WHAT IS REQUIRED: Gather all lines with the word "component" in them.

LISTING:
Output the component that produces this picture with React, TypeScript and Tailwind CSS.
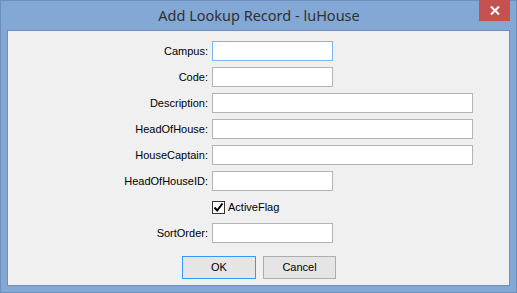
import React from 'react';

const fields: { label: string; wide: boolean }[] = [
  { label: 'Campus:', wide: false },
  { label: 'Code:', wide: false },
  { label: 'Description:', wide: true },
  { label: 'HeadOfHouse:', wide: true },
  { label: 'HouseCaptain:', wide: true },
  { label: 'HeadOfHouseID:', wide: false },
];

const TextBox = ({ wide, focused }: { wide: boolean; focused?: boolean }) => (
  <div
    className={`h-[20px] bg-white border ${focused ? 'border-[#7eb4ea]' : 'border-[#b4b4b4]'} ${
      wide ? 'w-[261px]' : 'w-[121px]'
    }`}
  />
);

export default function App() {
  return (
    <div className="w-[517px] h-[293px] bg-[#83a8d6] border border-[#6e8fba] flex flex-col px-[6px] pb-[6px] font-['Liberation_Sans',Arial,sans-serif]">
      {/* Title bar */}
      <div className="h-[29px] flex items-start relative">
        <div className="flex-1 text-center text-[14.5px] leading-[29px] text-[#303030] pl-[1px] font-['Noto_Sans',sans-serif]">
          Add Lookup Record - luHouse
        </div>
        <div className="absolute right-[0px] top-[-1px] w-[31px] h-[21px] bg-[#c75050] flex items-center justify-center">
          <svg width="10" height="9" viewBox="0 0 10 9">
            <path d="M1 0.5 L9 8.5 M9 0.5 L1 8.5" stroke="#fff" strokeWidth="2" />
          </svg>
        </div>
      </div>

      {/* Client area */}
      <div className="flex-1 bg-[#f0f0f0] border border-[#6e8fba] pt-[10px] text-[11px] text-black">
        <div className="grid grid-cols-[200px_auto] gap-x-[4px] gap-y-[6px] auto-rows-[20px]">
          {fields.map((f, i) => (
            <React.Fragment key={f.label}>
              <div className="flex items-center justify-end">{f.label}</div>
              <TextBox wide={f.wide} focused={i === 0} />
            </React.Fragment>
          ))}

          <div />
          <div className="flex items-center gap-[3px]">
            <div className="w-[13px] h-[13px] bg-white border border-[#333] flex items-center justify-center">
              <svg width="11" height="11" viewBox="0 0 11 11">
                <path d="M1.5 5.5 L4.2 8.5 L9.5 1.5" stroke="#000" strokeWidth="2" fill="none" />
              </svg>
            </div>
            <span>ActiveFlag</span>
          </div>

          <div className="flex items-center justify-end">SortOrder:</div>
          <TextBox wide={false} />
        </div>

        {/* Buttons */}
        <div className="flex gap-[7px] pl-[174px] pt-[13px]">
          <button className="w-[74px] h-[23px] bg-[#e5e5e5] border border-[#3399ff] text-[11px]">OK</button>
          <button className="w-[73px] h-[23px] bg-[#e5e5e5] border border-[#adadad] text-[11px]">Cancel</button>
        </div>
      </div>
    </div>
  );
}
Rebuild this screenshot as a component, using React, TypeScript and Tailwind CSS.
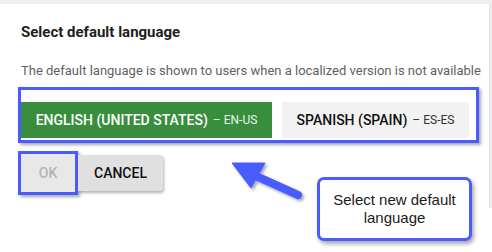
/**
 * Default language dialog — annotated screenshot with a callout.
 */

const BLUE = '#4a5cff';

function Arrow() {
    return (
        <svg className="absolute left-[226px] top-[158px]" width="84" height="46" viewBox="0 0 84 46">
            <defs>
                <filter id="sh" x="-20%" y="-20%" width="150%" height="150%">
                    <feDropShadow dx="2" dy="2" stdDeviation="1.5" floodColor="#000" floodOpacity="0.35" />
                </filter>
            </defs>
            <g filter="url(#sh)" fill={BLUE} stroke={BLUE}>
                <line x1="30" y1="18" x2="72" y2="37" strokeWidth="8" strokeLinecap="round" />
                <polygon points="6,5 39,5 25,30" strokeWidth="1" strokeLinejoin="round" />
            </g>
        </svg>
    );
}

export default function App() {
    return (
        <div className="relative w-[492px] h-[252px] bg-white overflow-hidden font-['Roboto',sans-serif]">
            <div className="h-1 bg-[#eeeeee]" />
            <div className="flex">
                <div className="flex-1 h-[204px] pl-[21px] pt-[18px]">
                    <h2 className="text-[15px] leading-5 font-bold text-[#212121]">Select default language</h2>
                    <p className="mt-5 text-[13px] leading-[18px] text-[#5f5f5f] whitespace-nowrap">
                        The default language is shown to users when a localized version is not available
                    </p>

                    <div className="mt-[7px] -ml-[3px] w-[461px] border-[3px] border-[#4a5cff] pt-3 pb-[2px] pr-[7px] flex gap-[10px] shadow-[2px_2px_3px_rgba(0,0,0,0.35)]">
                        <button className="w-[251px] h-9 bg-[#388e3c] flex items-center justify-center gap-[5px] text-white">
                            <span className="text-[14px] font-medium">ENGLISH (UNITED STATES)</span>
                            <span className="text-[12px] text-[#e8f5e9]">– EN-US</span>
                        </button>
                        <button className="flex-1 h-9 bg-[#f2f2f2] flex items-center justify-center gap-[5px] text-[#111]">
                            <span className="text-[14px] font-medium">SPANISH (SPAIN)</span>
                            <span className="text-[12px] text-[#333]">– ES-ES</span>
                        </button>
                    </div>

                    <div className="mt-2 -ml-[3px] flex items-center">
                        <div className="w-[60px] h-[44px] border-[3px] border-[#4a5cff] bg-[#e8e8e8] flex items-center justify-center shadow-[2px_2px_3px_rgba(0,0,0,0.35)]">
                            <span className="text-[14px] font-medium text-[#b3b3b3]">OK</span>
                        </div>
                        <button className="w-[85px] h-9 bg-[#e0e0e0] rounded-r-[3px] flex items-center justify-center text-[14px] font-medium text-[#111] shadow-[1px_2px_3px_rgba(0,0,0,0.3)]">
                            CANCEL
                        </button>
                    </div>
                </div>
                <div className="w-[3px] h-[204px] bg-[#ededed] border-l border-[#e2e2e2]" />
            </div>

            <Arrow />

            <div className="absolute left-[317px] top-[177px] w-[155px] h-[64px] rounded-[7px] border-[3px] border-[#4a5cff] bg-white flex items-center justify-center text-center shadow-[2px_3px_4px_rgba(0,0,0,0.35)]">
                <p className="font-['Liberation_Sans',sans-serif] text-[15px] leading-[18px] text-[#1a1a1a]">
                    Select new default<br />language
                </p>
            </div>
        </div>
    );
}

THE RESPONSE:
Output the component that produces this picture with React, TypeScript and Tailwind CSS.
Rebuild this screenshot as a component, using React, TypeScript and Tailwind CSS.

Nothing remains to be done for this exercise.